Monday

29 September 2014

“Michael and his angels fought against the dragon. The dragon and his angels fought back, but they were defeated,” (vv. 7-8)


Background

Today is the feast day of St Michael and all Angels. On one of my shelves there is a statue of St Michael slaying a very human-shaped devil. It was a gift to me from a local Catholic Church when I left my full time appointment and the sight of it reminds me of many ecumenical times shared within their building.

So who is St Michael? He is, according to Scripture, one of three named angels: the other two being Gabriel, who was sent to tell Mary that she was to become a mother (Luke 1:26-38), and Raphael. Michael is described as the protector of Israel and the leader of the armies of God, and it is in this latter role that we acknowledge him in the passage we have before us today. His challenge is to be the warrior who takes on evil (personified as the devil), and according to the vision in Revelation the evil one is thrown out of heaven and peace reigns. Some people, of course, accept the story as an explanation of what will happen when the destiny of the world is decided. Michael is the heavenly patron of Israel and, by extension, the patron of Christian people as the new people of God. John's vision is that when the conflict between the Church and the pagan world comes to a climax, then the battle would be fought not on earth but in heaven, and Michael would be the champion in this battle.
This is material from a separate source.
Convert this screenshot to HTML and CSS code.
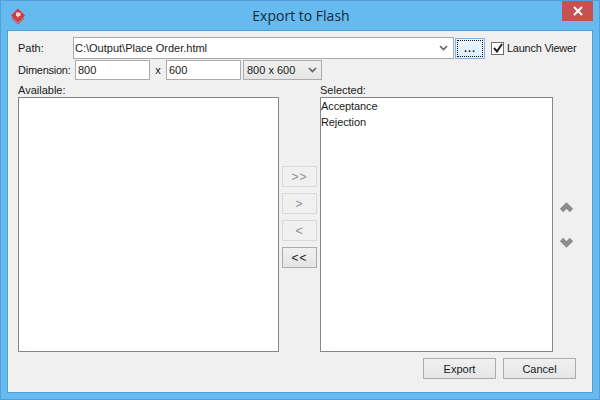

However, it must be clear to us all that the battle described here did not bring an end to conflict, and we cannot hide from the conflict in what we term the Holy Land going on today. Therefore we must, in my opinion, bring the battle closer to home, not in the sense of physical warfare but by doing all that we can, as disciples of Jesus, to defeat evil when we see it around us in our own environment, whether it is through making our voices heard when we see injustices around us, or being practical warriors against the darkness we see around us. We are to be the Michaels in our own place and time, casting out the demons on behalf of Christ.


To Ponder

  • What would be the particular demons you would defeat if you had the courage to do so?
  • How do you think the people termed the Body of Christ should react to the evil in the world?
  • Should we just gather together with people who feel and think like us and shut ourselves off from the world and leave the solution to God? Why? Or why not?